Pemuda-pemudi di desa butuh kesempatan, pendampingan, dan riset agar bisnis lokal bisa maju.
Selain itu, ekstrak ikan gabus dapat diolah menjadi albumin atau obat pemulih luka. Beberapa hasil produk olahan pun sudah dipasarkan di apotek-apotek di Siak dan beberapa daerah di provinsi Riau. Perusahaan berbasis masyarakat, Alam Siak Lestari, pun didirikan untuk mengakselerasi bisnis warga.
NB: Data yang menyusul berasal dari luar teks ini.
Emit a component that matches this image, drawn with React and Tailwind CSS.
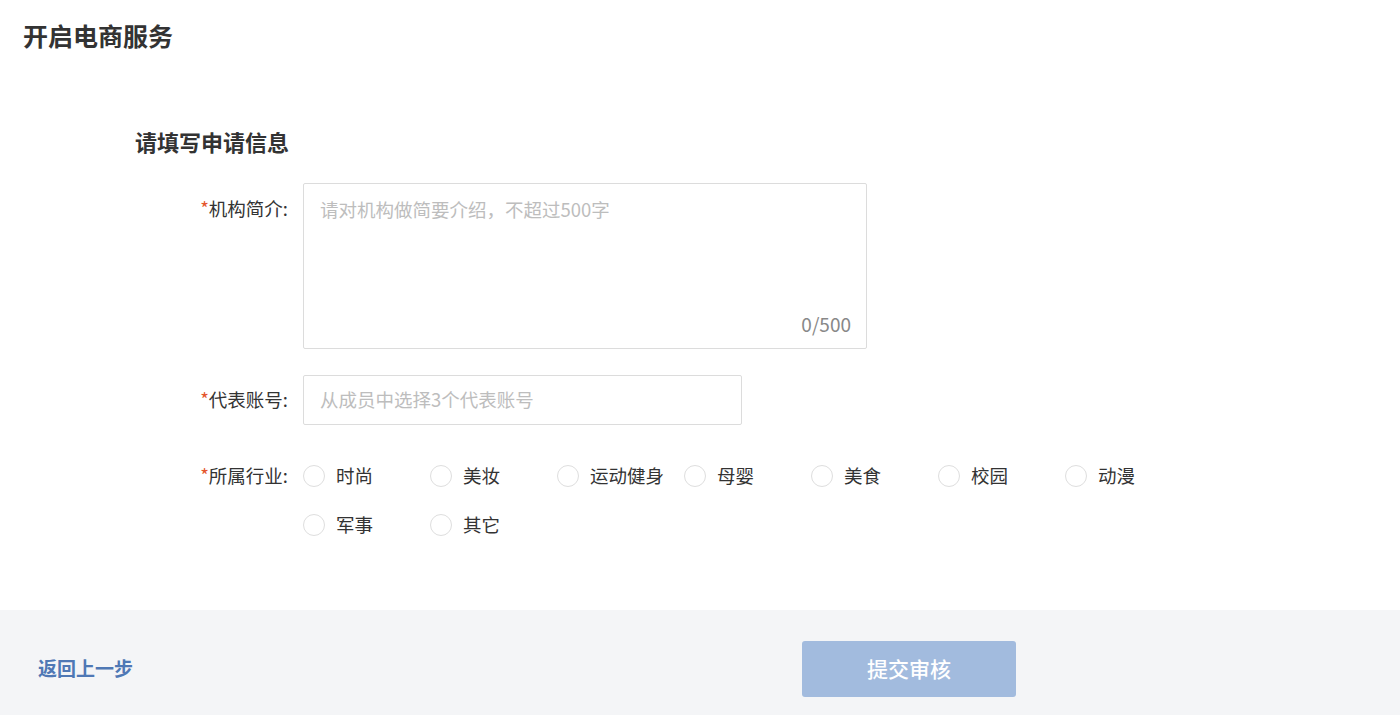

”Perlu diberi kesempatan dan ruang karena mereka ingin bisnis lokal maju. Sembari mereka juga berkomitmen untuk mendukung pelestarian lingkungan,” jelasnya.
Menarik modal
Investor kini menjadikan nilai-nilai lingkungan sebagai salah satu poin dalam keputusan penanaman modal. Co-founder Katalys Partner Rama Manusama menjelaskan, investor tidak hanya melirik keuntungan saja, tetapi juga dampak positif dari investasi yang ia tanam di suatu tempat.
Selain itu, mulai muncul tren investasi yang berfokus di satu wilayah atau komoditas saja atau jurisdiction approach investment. Menanam modal secara terfokus dinilai lebih baik karena dampak dan hasil dari investasi lebih mudah ditelusuri. Salah satu contoh yang ia paparkan adalah investasi sebesar 14 juta dollar AS yang dikucurkan ke salah satu distrik di Peru, Amerika Selatan. Fokus investasi diberikan kepada para petani kopi di sana.
”Bisnis sekarang dituntut rantai pasoknya bersih dan mudah ditelusuri kepastian rantai pasoknya, lalu investor mau mendanai. Kerja sama dan pendampingan secara komprehensif harus dilakukan,” ucapnya.
Anggota Komite Pengembangan Kewirausahaan Asosiasi Pengusaha Indonesia, Lishia Erza Budiman, menjelaskan, manajer perusahaan perlu turun ke lapangan untuk membangun komunikasi dengan warga desa terkait standar yang mereka harus penuhi agar produknya diterima di pasaran.
Edukasi mengenai teknik pelestarian dan kebermanfaatannya harus dilakukan bertahap. Hal ini agar para petani ataupun pengusaha di desa tidak ”kaget” dengan segala tuntutan lingkungan yang kini harus mereka taati.
”Supaya warga kita tidak hanya jadi reseller, tetapi juga pusat distribusi dan bagian dari rantai pasok barang yang lebih luas,” jelasnya.